▶ COLLECTED DATA
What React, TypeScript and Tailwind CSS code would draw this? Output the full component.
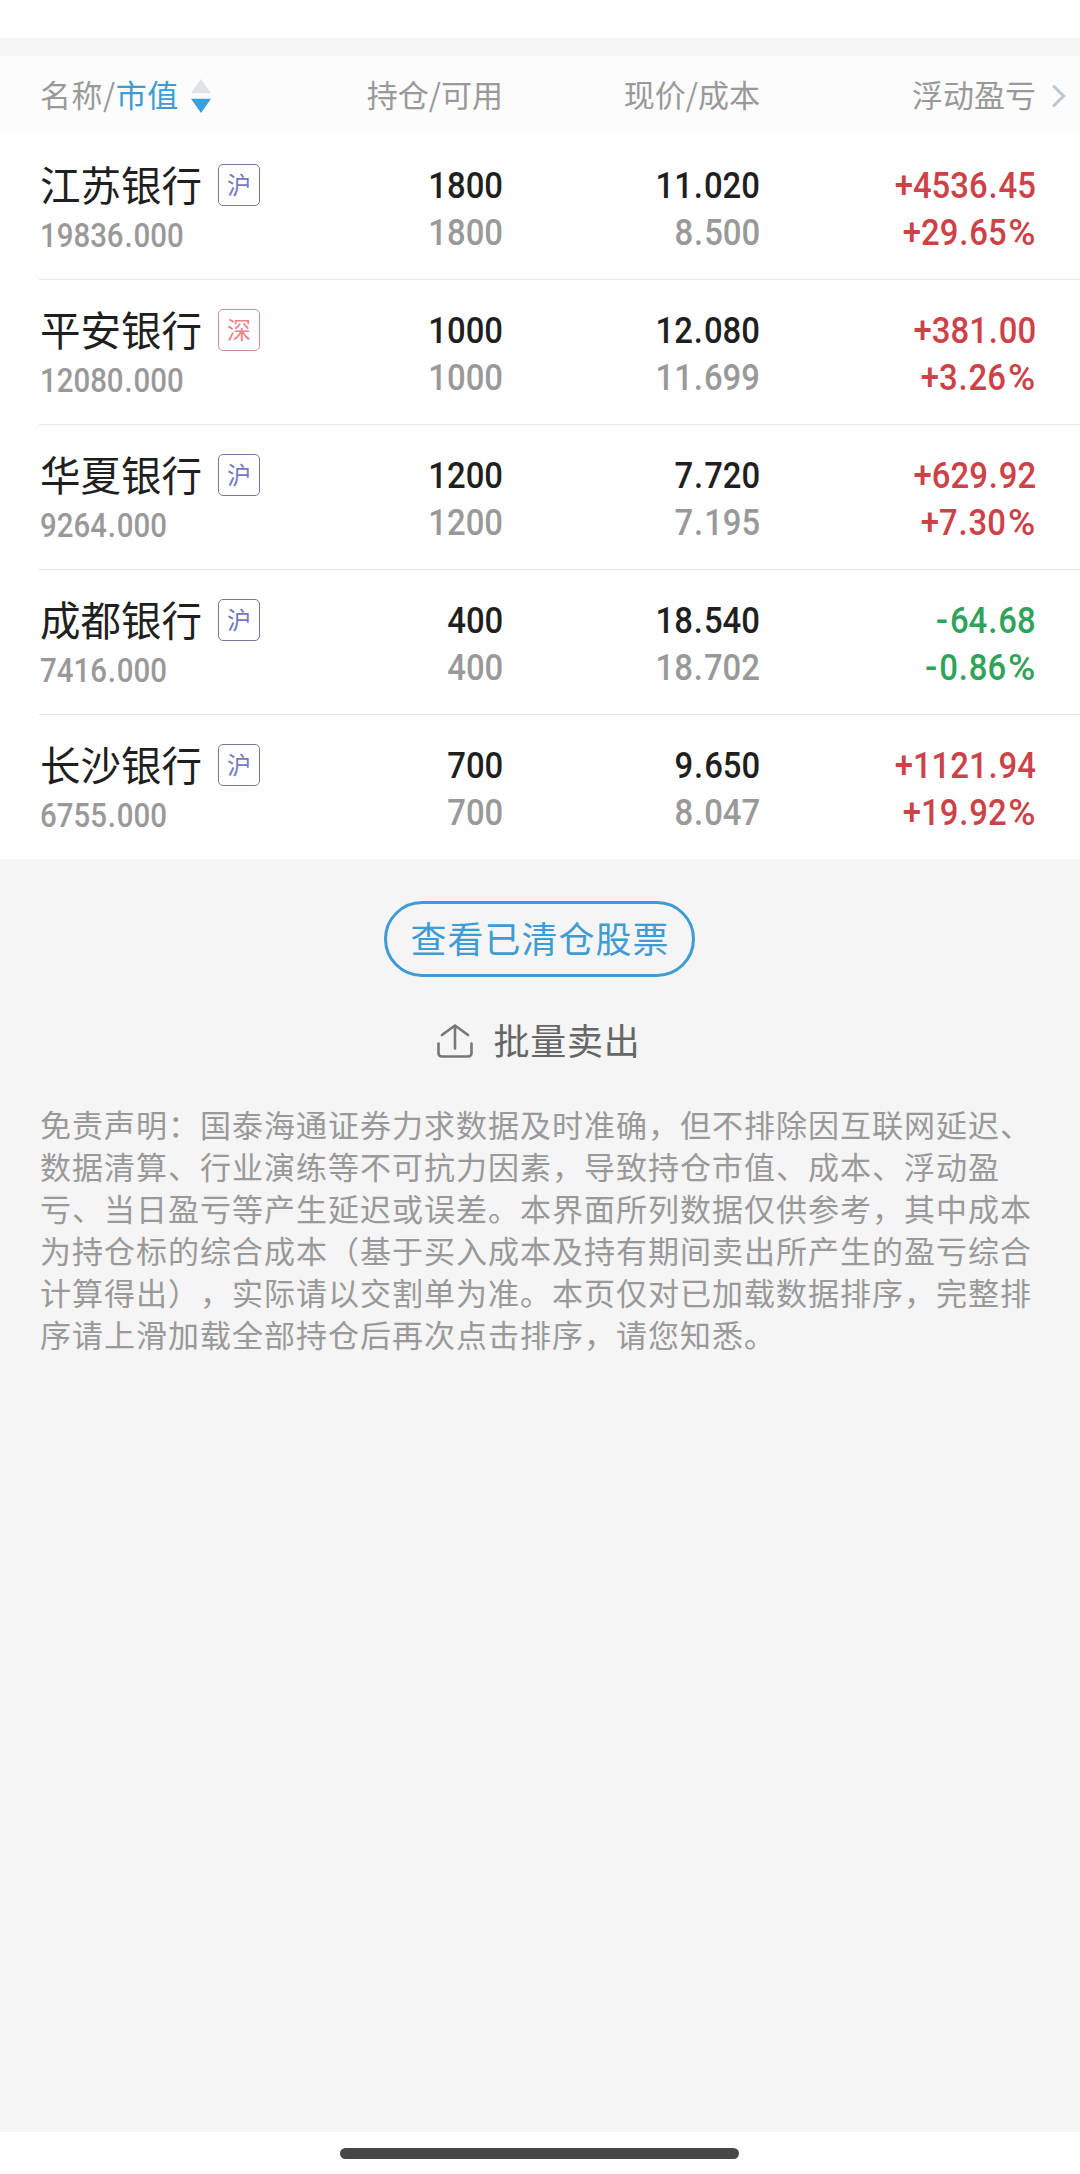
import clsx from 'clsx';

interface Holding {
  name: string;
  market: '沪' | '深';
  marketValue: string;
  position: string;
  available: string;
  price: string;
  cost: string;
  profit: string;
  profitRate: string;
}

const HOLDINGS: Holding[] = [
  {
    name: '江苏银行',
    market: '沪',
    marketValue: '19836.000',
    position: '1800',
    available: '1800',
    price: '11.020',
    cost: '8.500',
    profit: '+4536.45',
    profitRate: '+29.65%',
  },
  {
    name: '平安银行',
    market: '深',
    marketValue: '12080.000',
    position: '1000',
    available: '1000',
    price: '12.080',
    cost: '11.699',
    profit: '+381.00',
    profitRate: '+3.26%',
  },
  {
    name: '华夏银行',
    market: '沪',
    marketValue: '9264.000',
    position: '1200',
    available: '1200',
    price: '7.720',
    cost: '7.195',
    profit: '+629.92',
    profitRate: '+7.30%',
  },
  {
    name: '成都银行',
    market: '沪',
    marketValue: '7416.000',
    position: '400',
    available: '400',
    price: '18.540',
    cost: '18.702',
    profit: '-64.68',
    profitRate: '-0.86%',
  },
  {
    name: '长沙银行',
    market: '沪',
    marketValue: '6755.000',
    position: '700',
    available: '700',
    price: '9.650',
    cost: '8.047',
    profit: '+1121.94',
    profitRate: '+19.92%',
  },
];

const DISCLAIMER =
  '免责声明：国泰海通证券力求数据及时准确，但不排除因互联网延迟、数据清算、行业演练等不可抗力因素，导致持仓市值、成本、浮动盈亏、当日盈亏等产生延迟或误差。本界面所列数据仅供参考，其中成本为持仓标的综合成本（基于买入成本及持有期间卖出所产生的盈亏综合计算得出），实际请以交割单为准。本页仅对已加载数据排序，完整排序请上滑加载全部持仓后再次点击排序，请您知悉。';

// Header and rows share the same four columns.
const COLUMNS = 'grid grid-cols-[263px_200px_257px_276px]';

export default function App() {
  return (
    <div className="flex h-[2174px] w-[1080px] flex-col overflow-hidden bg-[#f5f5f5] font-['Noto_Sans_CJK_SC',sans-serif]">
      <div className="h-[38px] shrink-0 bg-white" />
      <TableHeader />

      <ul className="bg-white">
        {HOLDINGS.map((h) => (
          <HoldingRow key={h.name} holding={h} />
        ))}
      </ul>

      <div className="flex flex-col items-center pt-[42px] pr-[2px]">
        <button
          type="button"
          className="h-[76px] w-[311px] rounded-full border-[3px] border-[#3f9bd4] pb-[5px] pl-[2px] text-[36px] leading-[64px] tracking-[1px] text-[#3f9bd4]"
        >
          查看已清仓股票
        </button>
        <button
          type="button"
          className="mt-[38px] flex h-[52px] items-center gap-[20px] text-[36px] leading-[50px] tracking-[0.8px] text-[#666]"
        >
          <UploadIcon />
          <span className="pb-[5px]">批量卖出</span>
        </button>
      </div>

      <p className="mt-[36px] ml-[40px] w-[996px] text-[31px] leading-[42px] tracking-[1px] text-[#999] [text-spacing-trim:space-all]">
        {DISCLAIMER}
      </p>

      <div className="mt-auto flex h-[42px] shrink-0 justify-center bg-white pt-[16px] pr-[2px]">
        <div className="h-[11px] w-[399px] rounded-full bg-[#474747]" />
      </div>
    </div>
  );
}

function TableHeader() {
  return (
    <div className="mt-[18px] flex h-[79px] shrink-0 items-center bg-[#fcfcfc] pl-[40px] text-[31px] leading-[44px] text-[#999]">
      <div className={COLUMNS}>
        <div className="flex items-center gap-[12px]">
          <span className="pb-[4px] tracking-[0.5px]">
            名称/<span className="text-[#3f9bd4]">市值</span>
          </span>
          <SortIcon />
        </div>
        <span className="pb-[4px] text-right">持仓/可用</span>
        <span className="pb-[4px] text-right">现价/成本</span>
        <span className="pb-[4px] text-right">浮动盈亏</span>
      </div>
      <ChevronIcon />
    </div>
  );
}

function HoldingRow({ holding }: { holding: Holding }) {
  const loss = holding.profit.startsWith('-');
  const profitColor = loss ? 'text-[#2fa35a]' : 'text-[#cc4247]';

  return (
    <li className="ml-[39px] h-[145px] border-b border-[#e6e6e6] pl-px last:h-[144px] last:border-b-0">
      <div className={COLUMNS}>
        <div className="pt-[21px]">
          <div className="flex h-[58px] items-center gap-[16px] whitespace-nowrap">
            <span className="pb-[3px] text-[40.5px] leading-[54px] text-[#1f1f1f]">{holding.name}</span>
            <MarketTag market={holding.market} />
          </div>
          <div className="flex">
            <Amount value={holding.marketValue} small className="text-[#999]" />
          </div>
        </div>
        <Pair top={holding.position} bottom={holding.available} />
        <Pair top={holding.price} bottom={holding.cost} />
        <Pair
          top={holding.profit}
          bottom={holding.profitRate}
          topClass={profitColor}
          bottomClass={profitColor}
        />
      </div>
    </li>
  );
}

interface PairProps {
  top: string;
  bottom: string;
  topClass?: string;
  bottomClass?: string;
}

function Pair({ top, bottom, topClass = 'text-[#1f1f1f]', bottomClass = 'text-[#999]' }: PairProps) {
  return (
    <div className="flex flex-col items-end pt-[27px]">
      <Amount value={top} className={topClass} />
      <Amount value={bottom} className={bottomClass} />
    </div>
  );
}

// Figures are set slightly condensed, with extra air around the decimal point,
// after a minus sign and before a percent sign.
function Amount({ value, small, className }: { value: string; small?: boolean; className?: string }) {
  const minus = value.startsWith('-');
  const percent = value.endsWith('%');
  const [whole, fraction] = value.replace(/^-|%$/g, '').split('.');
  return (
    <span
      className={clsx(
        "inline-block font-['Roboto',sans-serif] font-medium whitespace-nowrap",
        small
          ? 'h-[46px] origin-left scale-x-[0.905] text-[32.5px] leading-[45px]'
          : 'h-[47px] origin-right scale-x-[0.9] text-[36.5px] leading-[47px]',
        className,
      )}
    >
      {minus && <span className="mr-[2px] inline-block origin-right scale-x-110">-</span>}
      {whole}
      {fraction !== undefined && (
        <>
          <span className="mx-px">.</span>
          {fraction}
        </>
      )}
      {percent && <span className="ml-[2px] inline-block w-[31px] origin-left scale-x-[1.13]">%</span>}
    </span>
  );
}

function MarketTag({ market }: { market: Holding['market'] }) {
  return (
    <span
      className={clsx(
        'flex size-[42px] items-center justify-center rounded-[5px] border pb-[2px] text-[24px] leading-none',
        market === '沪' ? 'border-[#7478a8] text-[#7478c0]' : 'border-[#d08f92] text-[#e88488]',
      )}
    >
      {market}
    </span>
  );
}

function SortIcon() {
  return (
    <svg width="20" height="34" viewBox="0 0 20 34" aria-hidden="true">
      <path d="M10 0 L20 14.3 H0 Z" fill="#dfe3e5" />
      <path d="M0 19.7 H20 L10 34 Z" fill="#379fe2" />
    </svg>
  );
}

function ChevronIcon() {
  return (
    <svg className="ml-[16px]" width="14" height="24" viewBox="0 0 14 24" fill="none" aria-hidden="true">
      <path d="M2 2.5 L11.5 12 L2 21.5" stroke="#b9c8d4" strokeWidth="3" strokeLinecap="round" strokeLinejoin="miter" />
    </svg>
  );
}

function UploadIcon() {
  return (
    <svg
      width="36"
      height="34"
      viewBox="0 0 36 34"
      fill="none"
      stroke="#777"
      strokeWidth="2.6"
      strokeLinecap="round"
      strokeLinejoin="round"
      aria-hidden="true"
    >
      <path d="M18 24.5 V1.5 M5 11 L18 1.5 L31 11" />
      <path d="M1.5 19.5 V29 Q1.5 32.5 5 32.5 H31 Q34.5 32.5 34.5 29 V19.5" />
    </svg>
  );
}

▶ AIM
Using the material above, set down every line exactly, but skip the pictures.

▶ EXERCISE OUTPUT
What React, TypeScript and Tailwind CSS code would draw this? Output the full component.
import clsx from 'clsx';

interface Holding {
  name: string;
  market: '沪' | '深';
  marketValue: string;
  position: string;
  available: string;
  price: string;
  cost: string;
  profit: string;
  profitRate: string;
}

const HOLDINGS: Holding[] = [
  {
    name: '江苏银行',
    market: '沪',
    marketValue: '19836.000',
    position: '1800',
    available: '1800',
    price: '11.020',
    cost: '8.500',
    profit: '+4536.45',
    profitRate: '+29.65%',
  },
  {
    name: '平安银行',
    market: '深',
    marketValue: '12080.000',
    position: '1000',
    available: '1000',
    price: '12.080',
    cost: '11.699',
    profit: '+381.00',
    profitRate: '+3.26%',
  },
  {
    name: '华夏银行',
    market: '沪',
    marketValue: '9264.000',
    position: '1200',
    available: '1200',
    price: '7.720',
    cost: '7.195',
    profit: '+629.92',
    profitRate: '+7.30%',
  },
  {
    name: '成都银行',
    market: '沪',
    marketValue: '7416.000',
    position: '400',
    available: '400',
    price: '18.540',
    cost: '18.702',
    profit: '-64.68',
    profitRate: '-0.86%',
  },
  {
    name: '长沙银行',
    market: '沪',
    marketValue: '6755.000',
    position: '700',
    available: '700',
    price: '9.650',
    cost: '8.047',
    profit: '+1121.94',
    profitRate: '+19.92%',
  },
];

const DISCLAIMER =
  '免责声明：国泰海通证券力求数据及时准确，但不排除因互联网延迟、数据清算、行业演练等不可抗力因素，导致持仓市值、成本、浮动盈亏、当日盈亏等产生延迟或误差。本界面所列数据仅供参考，其中成本为持仓标的综合成本（基于买入成本及持有期间卖出所产生的盈亏综合计算得出），实际请以交割单为准。本页仅对已加载数据排序，完整排序请上滑加载全部持仓后再次点击排序，请您知悉。';

// Header and rows share the same four columns.
const COLUMNS = 'grid grid-cols-[263px_200px_257px_276px]';

export default function App() {
  return (
    <div className="flex h-[2174px] w-[1080px] flex-col overflow-hidden bg-[#f5f5f5] font-['Noto_Sans_CJK_SC',sans-serif]">
      <div className="h-[38px] shrink-0 bg-white" />
      <TableHeader />

      <ul className="bg-white">
        {HOLDINGS.map((h) => (
          <HoldingRow key={h.name} holding={h} />
        ))}
      </ul>

      <div className="flex flex-col items-center pt-[42px] pr-[2px]">
        <button
          type="button"
          className="h-[76px] w-[311px] rounded-full border-[3px] border-[#3f9bd4] pb-[5px] pl-[2px] text-[36px] leading-[64px] tracking-[1px] text-[#3f9bd4]"
        >
          查看已清仓股票
        </button>
        <button
          type="button"
          className="mt-[38px] flex h-[52px] items-center gap-[20px] text-[36px] leading-[50px] tracking-[0.8px] text-[#666]"
        >
          <UploadIcon />
          <span className="pb-[5px]">批量卖出</span>
        </button>
      </div>

      <p className="mt-[36px] ml-[40px] w-[996px] text-[31px] leading-[42px] tracking-[1px] text-[#999] [text-spacing-trim:space-all]">
        {DISCLAIMER}
      </p>

      <div className="mt-auto flex h-[42px] shrink-0 justify-center bg-white pt-[16px] pr-[2px]">
        <div className="h-[11px] w-[399px] rounded-full bg-[#474747]" />
      </div>
    </div>
  );
}

function TableHeader() {
  return (
    <div className="mt-[18px] flex h-[79px] shrink-0 items-center bg-[#fcfcfc] pl-[40px] text-[31px] leading-[44px] text-[#999]">
      <div className={COLUMNS}>
        <div className="flex items-center gap-[12px]">
          <span className="pb-[4px] tracking-[0.5px]">
            名称/<span className="text-[#3f9bd4]">市值</span>
          </span>
          <SortIcon />
        </div>
        <span className="pb-[4px] text-right">持仓/可用</span>
        <span className="pb-[4px] text-right">现价/成本</span>
        <span className="pb-[4px] text-right">浮动盈亏</span>
      </div>
      <ChevronIcon />
    </div>
  );
}

function HoldingRow({ holding }: { holding: Holding }) {
  const loss = holding.profit.startsWith('-');
  const profitColor = loss ? 'text-[#2fa35a]' : 'text-[#cc4247]';

  return (
    <li className="ml-[39px] h-[145px] border-b border-[#e6e6e6] pl-px last:h-[144px] last:border-b-0">
      <div className={COLUMNS}>
        <div className="pt-[21px]">
          <div className="flex h-[58px] items-center gap-[16px] whitespace-nowrap">
            <span className="pb-[3px] text-[40.5px] leading-[54px] text-[#1f1f1f]">{holding.name}</span>
            <MarketTag market={holding.market} />
          </div>
          <div className="flex">
            <Amount value={holding.marketValue} small className="text-[#999]" />
          </div>
        </div>
        <Pair top={holding.position} bottom={holding.available} />
        <Pair top={holding.price} bottom={holding.cost} />
        <Pair
          top={holding.profit}
          bottom={holding.profitRate}
          topClass={profitColor}
          bottomClass={profitColor}
        />
      </div>
    </li>
  );
}

interface PairProps {
  top: string;
  bottom: string;
  topClass?: string;
  bottomClass?: string;
}

function Pair({ top, bottom, topClass = 'text-[#1f1f1f]', bottomClass = 'text-[#999]' }: PairProps) {
  return (
    <div className="flex flex-col items-end pt-[27px]">
      <Amount value={top} className={topClass} />
      <Amount value={bottom} className={bottomClass} />
    </div>
  );
}

// Figures are set slightly condensed, with extra air around the decimal point,
// after a minus sign and before a percent sign.
function Amount({ value, small, className }: { value: string; small?: boolean; className?: string }) {
  const minus = value.startsWith('-');
  const percent = value.endsWith('%');
  const [whole, fraction] = value.replace(/^-|%$/g, '').split('.');
  return (
    <span
      className={clsx(
        "inline-block font-['Roboto',sans-serif] font-medium whitespace-nowrap",
        small
          ? 'h-[46px] origin-left scale-x-[0.905] text-[32.5px] leading-[45px]'
          : 'h-[47px] origin-right scale-x-[0.9] text-[36.5px] leading-[47px]',
        className,
      )}
    >
      {minus && <span className="mr-[2px] inline-block origin-right scale-x-110">-</span>}
      {whole}
      {fraction !== undefined && (
        <>
          <span className="mx-px">.</span>
          {fraction}
        </>
      )}
      {percent && <span className="ml-[2px] inline-block w-[31px] origin-left scale-x-[1.13]">%</span>}
    </span>
  );
}

function MarketTag({ market }: { market: Holding['market'] }) {
  return (
    <span
      className={clsx(
        'flex size-[42px] items-center justify-center rounded-[5px] border pb-[2px] text-[24px] leading-none',
        market === '沪' ? 'border-[#7478a8] text-[#7478c0]' : 'border-[#d08f92] text-[#e88488]',
      )}
    >
      {market}
    </span>
  );
}

function SortIcon() {
  return (
    <svg width="20" height="34" viewBox="0 0 20 34" aria-hidden="true">
      <path d="M10 0 L20 14.3 H0 Z" fill="#dfe3e5" />
      <path d="M0 19.7 H20 L10 34 Z" fill="#379fe2" />
    </svg>
  );
}

function ChevronIcon() {
  return (
    <svg className="ml-[16px]" width="14" height="24" viewBox="0 0 14 24" fill="none" aria-hidden="true">
      <path d="M2 2.5 L11.5 12 L2 21.5" stroke="#b9c8d4" strokeWidth="3" strokeLinecap="round" strokeLinejoin="miter" />
    </svg>
  );
}

function UploadIcon() {
  return (
    <svg
      width="36"
      height="34"
      viewBox="0 0 36 34"
      fill="none"
      stroke="#777"
      strokeWidth="2.6"
      strokeLinecap="round"
      strokeLinejoin="round"
      aria-hidden="true"
    >
      <path d="M18 24.5 V1.5 M5 11 L18 1.5 L31 11" />
      <path d="M1.5 19.5 V29 Q1.5 32.5 5 32.5 H31 Q34.5 32.5 34.5 29 V19.5" />
    </svg>
  );
}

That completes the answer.